This page introduces optocouplers to hobbyists, etc. It really doesn't matter if you are using an Arduino, a Raspberry Pi, a PIC.... optocouplers can be useful to you. This page concentrates on how optocouplers can help in low voltage digital circuits.

Optocouplers are elegant little devices with very little about them to "go wrong". And they are "fail-safe": If something goes wrong, your system won't work, but things should just stop rather than moving in a bad direction. Consider your car: The engine is "fail safe". If it dies, you just drift to the side of the road and stop. Your brakes are not fail safe. They fail, and you're in trouble.

In this page, we will consider how optocouplers can be useful both on inputs and on outputs.



Simple optocouplers consist of an LED and a photo transistor, embedded within a bit of plastic. Often that "bit of plastic" will hold more than one optocoupler. The following eight pin DIL package would have two independent optocouplers in it, for instance.

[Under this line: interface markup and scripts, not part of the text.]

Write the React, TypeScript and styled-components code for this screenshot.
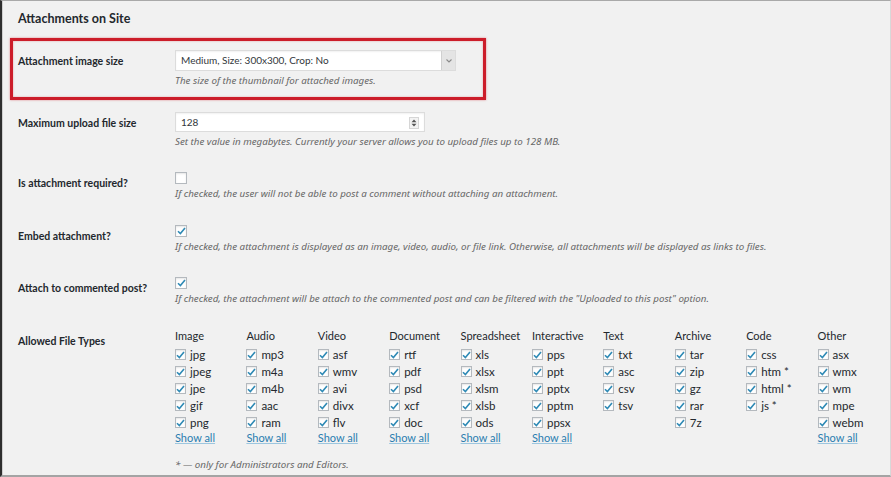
import { createGlobalStyle, styled } from "styled-components";

const GlobalStyle = createGlobalStyle`
  html, body {
    margin: 0;
    padding: 0;
    background: #f1f1f1;
  }
  body {
    font-family: Lato, "Noto Sans", sans-serif;
    color: #23282d;
  }
`;

const Frame = styled.div`
  width: 891px;
  height: 477px;
  box-sizing: border-box;
  border-top: 1px solid #a9a9a9;
  border-left: 2px solid #2e2e2e;
  border-bottom: 2px solid #a4a4a4;
  border-right: 1px solid #d8d8d8;
  box-shadow: inset 1px 0 0 #cfcfcf;
  padding-left: 16px;
  overflow: hidden;
`;

const Heading = styled.h2`
  margin: 9px 0 10px;
  font-size: 12.5px;
  line-height: 18px;
  font-weight: 700;
`;

const Row = styled.div<{ $highlighted?: boolean }>`
  display: flex;
  align-items: flex-start;
  box-sizing: border-box;
  padding: 12px 0;
  ${({ $highlighted }) =>
    $highlighted &&
    `
    margin-left: -8px;
    width: 476px;
    padding: 9px 0 9px 5px;
    border: 3px solid #cc1d2a;
    box-shadow: 0 0 2px rgba(204, 29, 42, 0.5), inset 0 0 2px rgba(204, 29, 42, 0.4);
  `}
`;

const Label = styled.div`
  width: 157px;
  flex-shrink: 0;
  padding-top: 4px;
  font-size: 10.5px;
  line-height: 14px;
  font-weight: 700;
`;

const Field = styled.div`
  display: flex;
  flex-direction: column;
  align-items: flex-start;
  gap: 4px;
`;

const Description = styled.div<{ $top?: number }>`
  font-family: "Noto Sans", sans-serif;
  font-size: 9.75px;
  line-height: 12.5px;
  font-style: italic;
  color: #666;
  margin-top: ${({ $top }) => $top ?? 0}px;
`;

const SelectBox = styled.div`
  position: relative;
  width: 281px;
  height: 21px;
  box-sizing: border-box;
  background: #fff;
  border: 1px solid #dcdcdc;
  box-shadow: inset 0 1px 2px rgba(0, 0, 0, 0.06);
  font-size: 10px;
  line-height: 19px;
  color: #32373c;
  padding-left: 5px;
`;

const SelectArrow = styled.div`
  position: absolute;
  right: 0;
  top: 0;
  bottom: 0;
  width: 13px;
  background: #e4e4e4;
  border-left: 1px solid #d0d0d0;
  display: flex;
  align-items: center;
  justify-content: center;
`;

const NumberBox = styled(SelectBox)`
  width: 250px;
  height: 20px;
  line-height: 18px;
`;

const Spinner = styled.div`
  position: absolute;
  right: 5px;
  top: 4px;
  width: 8px;
  height: 10px;
  border: 1px solid #d6d6d6;
  background: #f3f3f3;
  display: flex;
  align-items: center;
  justify-content: center;
`;

const Box = styled.span<{ $size: number }>`
  width: ${({ $size }) => $size}px;
  height: ${({ $size }) => $size}px;
  box-sizing: border-box;
  flex-shrink: 0;
  background: #fff;
  border: 1px solid #b4b9be;
  box-shadow: inset 0 1px 2px rgba(0, 0, 0, 0.1);
  display: flex;
  align-items: center;
  justify-content: center;
`;

const TypesGrid = styled.div`
  display: grid;
  grid-template-columns: repeat(10, 71.4px);
  align-items: start;
`;

const TypeColumn = styled.div`
  display: flex;
  flex-direction: column;
`;

const TypeHeader = styled.div`
  font-size: 11px;
  line-height: 14px;
  margin-top: -1px;
  margin-bottom: 3.5px;
  white-space: nowrap;
`;

const TypeItem = styled.label`
  display: flex;
  align-items: center;
  gap: 4px;
  height: 17px;
  font-size: 11.5px;
  white-space: nowrap;
`;

const ShowAll = styled.a`
  font-size: 11px;
  line-height: 14px;
  color: #2a7db0;
  text-decoration: underline;
  text-decoration-color: #9cc6df;
  cursor: pointer;
`;

const Check = () => (
  <svg width="9" height="8" viewBox="0 0 9 8">
    <path d="M1 4.2 L3.4 6.6 L8 1" fill="none" stroke="#2f8ab5" strokeWidth="1.6" />
  </svg>
);

const Checkbox = ({ checked, size = 12 }: { checked?: boolean; size?: number }) => (
  <Box $size={size}>{checked && <Check />}</Box>
);

const fileTypes: { name: string; items: string[]; showAll: boolean }[] = [
  { name: "Image", items: ["jpg", "jpeg", "jpe", "gif", "png"], showAll: true },
  { name: "Audio", items: ["mp3", "m4a", "m4b", "aac", "ram"], showAll: true },
  { name: "Video", items: ["asf", "wmv", "avi", "divx", "flv"], showAll: true },
  { name: "Document", items: ["rtf", "pdf", "psd", "xcf", "doc"], showAll: true },
  { name: "Spreadsheet", items: ["xls", "xlsx", "xlsm", "xlsb", "ods"], showAll: true },
  { name: "Interactive", items: ["pps", "ppt", "pptx", "pptm", "ppsx"], showAll: true },
  { name: "Text", items: ["txt", "asc", "csv", "tsv"], showAll: false },
  { name: "Archive", items: ["tar", "zip", "gz", "rar", "7z"], showAll: false },
  { name: "Code", items: ["css", "htm *", "html *", "js *"], showAll: false },
  { name: "Other", items: ["asx", "wmx", "wm", "mpe", "webm"], showAll: true },
];

const checkRows = [
  {
    label: "Is attachment required?",
    checked: false,
    text: "If checked, the user will not be able to post a comment without attaching an attachment.",
  },
  {
    label: "Embed attachment?",
    checked: true,
    text: "If checked, the attachment is displayed as an image, video, audio, or file link. Otherwise, all attachments will be displayed as links to files.",
  },
  {
    label: "Attach to commented post?",
    checked: true,
    text: 'If checked, the attachment will be attach to the commented post and can be filtered with the "Uploaded to this post" option.',
  },
];

export default function App() {
  return (
    <>
      <GlobalStyle />
      <Frame>
        <Heading>Attachments on Site</Heading>

        <Row $highlighted>
          <Label>Attachment image size</Label>
          <Field>
            <SelectBox>
              Medium, Size: 300x300, Crop: No
              <SelectArrow>
                <svg width="6" height="4" viewBox="0 0 6 4">
                  <path d="M0.5 0.5 L3 3 L5.5 0.5" fill="none" stroke="#8a8a8a" strokeWidth="1.1" />
                </svg>
              </SelectArrow>
            </SelectBox>
            <Description>The size of the thumbnail for attached images.</Description>
          </Field>
        </Row>

        <Row>
          <Label>Maximum upload file size</Label>
          <Field>
            <NumberBox>
              128
              <Spinner>
                <svg width="6" height="8" viewBox="0 0 6 8">
                  <path d="M3 0.5 L5.5 3.3 L0.5 3.3 Z M3 7.5 L5.5 4.7 L0.5 4.7 Z" fill="#555" />
                </svg>
              </Spinner>
            </NumberBox>
            <Description>
              Set the value in megabytes. Currently your server allows you to upload files up to 128 MB.
            </Description>
          </Field>
        </Row>

        {checkRows.map((row) => (
          <Row key={row.label}>
            <Label>{row.label}</Label>
            <Field>
              <Checkbox checked={row.checked} />
              <Description>{row.text}</Description>
            </Field>
          </Row>
        ))}

        <Row>
          <Label>Allowed File Types</Label>
          <Field>
            <TypesGrid>
              {fileTypes.map((group) => (
                <TypeColumn key={group.name}>
                  <TypeHeader>{group.name}</TypeHeader>
                  {group.items.map((item) => (
                    <TypeItem key={item}>
                      <Checkbox checked size={11} />
                      {item}
                    </TypeItem>
                  ))}
                  {group.showAll && <ShowAll>Show all</ShowAll>}
                </TypeColumn>
              ))}
            </TypesGrid>
            <Description $top={10}>* — only for Administrators and Editors.</Description>
          </Field>
        </Row>
      </Frame>
    </>
  );
}
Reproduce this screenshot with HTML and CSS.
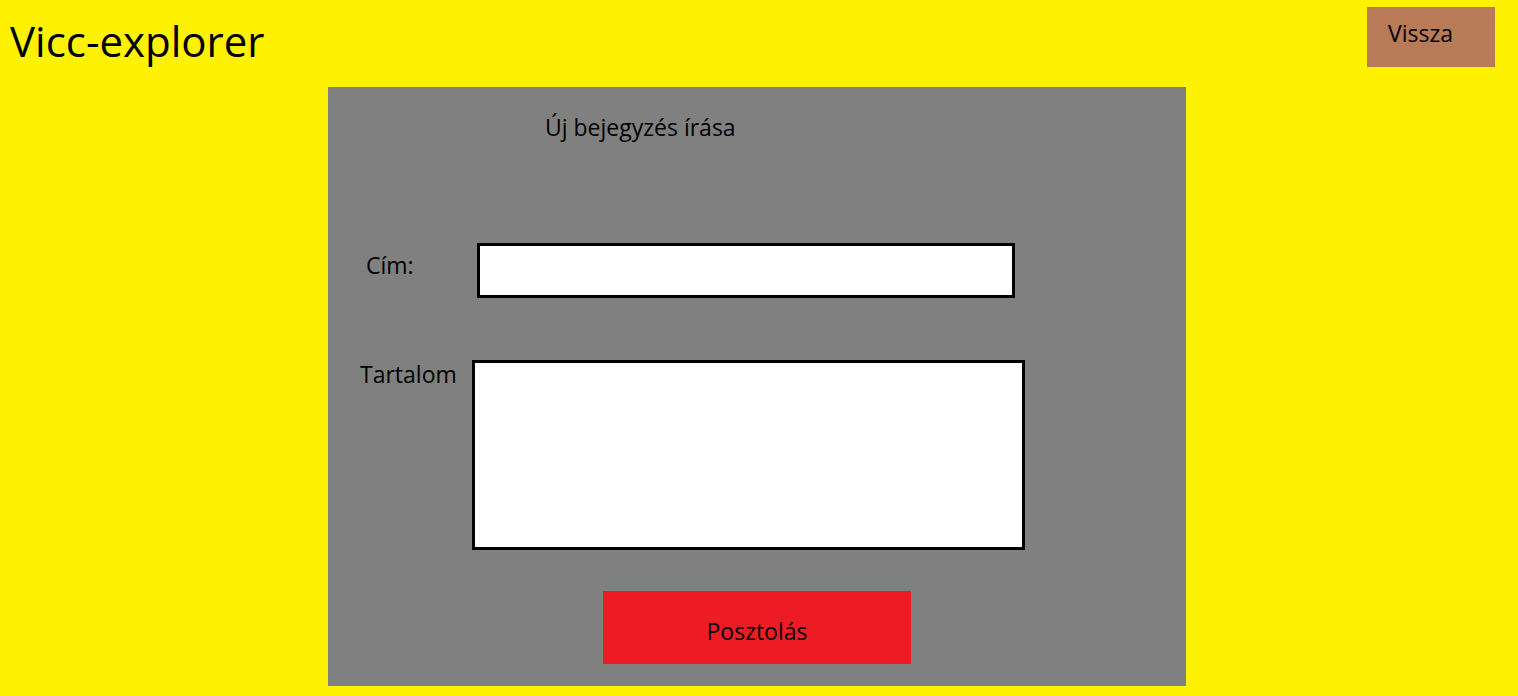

Photo of 8 pin DIL package

The LED and phototransistor are not "connected", but when the LED is on, light from it strikes the phototransistor inside a little pocket of air inside the opaque "bit of plastic", and the phototransistor conducts. (In fancy optocouplers, the phototransistor may be replaced by something else that "switches on" when the LED illuminates it.) In the following, I've drawn the optocoupler in black, things you might attach to it in blue. At the green blob, you will get a high voltage or a low voltage, depending (indirectly) on the state of the LED, itself determined by the state of the switch.

Optocoupler circuit

You won't see the light from the LED... it will be inside the "bit of plastic."

You might well set up an optocoupler as above with an input line of a microprocessor, e.g. an Arduino connected to the green blob. (We'll talk about sending signal out of a microprocessor though an optocoupler later.)

Breakout board

Some time ago, I created a small PCB to "carry" MCT61-type optocouplers...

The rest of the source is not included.